Darüber hinaus aber ist das gewählte Thema der Ausstellung „Individuum und Massenware“ ein spannendes Thema in der Gesellschaft. „Der Künstler sollte sich mit gegenwärtigen Themen befassen“, macht Christian Stadelbacher deutlich. Nachdem Gerhard Richter seine Werke in Grau gezeigt habe, sei es zu Ende mit der Beliebigkeit in der Kunst. „Kunst um der Kunst willen ist passé“, davon ist der in Tölz eine Galerie betreibende Maler überzeugt.
Kunst kommt von Verkünden
Schließlich komme Kunst von Verkünden und nicht von Können, wie oft gesagt würde, also habe der Künstler einen Auftrag. „Ich stelle die Frage nach der Lebensqualität, in einer Zeit, wo der Konsum von Psychopharmaka steigt, Burnout-Erkrankungen und Selbstmorde von Kindern zunehmen.“ Kühe seien Botschafter. Er fühle sich von ihnen berührt, ohne zu verstehen warum und genau da müsse man ansetzen.
Aus der Serie „Rosa“. Foto: Monika Ziegler
Stadelbachers Ölbilder berühren auch den Betrachter. Sitzt man in der Cafeteria, schauen einige Tiere genau ins Gesicht, fragend einserseits, bruhigend andererseits. Andere schauen in die Landschaft, zu Boden, sie scheinen eins zu sein mit sich. Die gegenständliche Malerei, der immer wieder ein Ende prognostiziert wird, ist in diesen Bildern mit Tiefe und Wärme präsent. Indem der Künstler auf Firnis verzichtet, kommt jedes Härchen zum Vorschein und jede Kuh erhält ihre besondere Persönlichkeit.
Kuhporträts klassisch. Foto: Monika Ziegler
Die Ausstellung beginnt mit zwei Kuhporträts in Rosa. „Sie stammen aus einer Phase, in der ich mir die Welt noch rosa gemalt habe“, lächelt der Künstler. Die nächsten Porträts aber sind auf dunklem Hintergrund, analog der klassischen Porträtmalerei. Damit habe er die Persönlichkeit der Tiere, natürlich sämtlich mit Hörnern, hervorheben wollen. Es handelt sich um echte Porträts, wie an den Namen zu sehen ist, aber vermutlich seien die Kühe, die ja heute nur noch vier bis fünf Jahre alt werden dürften, jetzt schon beim Metzger gelandet.

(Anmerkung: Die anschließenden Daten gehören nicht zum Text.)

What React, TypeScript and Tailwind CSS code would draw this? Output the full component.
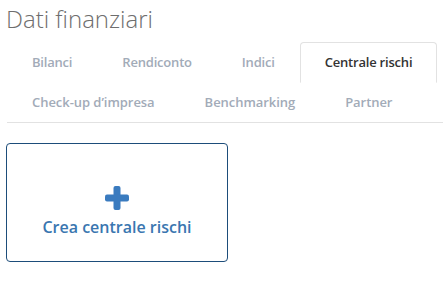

Die Initialzündung für diese Arbeiten waren Fotos des französischen Fotografen Nadar, der 1856 einen Katalog von Kuh- und Schafrassen veröffentlichte, zwei Bilder, die Christian Stadelbacher nach diesen Fotos malte, sind in der Ausstellung zu sehen.
„Weidebetrieb“. Foto: Monika Ziegler
Ein großes Ganzkörperbild zweier Kühe heißt „Weidebetrieb“, ein typisch bairisches Fleckvieh schaut interessiert zu einer Schwarzweißschecke, die auf der anderen Seite der Umzäunung steht. „Die haben offensichtlich kein Problem mit anderen Rassen“, meint der Künstler und erzählt, dass das Bild beim ersten großen Flüchtlingsstrom entstanden sei. Er wolle damit keine politische Aussage verbinden, nur ermahnen, etwas gelassener, so wie die Kühe auf der Weide, mit dem Problem der Zuwanderung umzugehen.
„Hanni und Nanni“ oder „Der Sündenfall“. Foto: Monika Ziegler
Gegenüber der Kapelle ist ein Doppelbildnis zu sehen. Eine Kuh und ein Stier auf der Alm. „Hanni und Nanni“ hat Christian Stadelbacher die Bilder genannt oder auch „Sündenfall“, obwohl heute kaum ein Stier noch der Sünde verfallen dürfe und somit aus dem Paradies vertrieben sei.
Und dann wird Christian Stadelbacher doch noch politisch und hofft: „Vielleicht empören sich die Jugendlichen.“ Papst Benedikt habe ein gutes Beispiel gegeben, als er im hohen Alter sein Amt an einen Mann abgegeben habe, der etwas verändern könne. Es täte vielen Menschen gut, Platz zu machen für eine Neugestaltung und mit Bevormundung aufzuhören.
Sicherheitshinweise. Foto: Monika Ziegler
In der Mitte der Ausstellung, eingerahmt von hauseigenen Sicherheitsvorkehrungen, hängt ein Sicherheitshinweis. Kunst nämlich könne verändern. Und in einem durch und durch zertifizierten Land müsse er als Künstler den Betrachter darauf hinweisen, dass ein gewisses Sicherheitsrisiko bestehe, wenn man seine Bilder betrachte.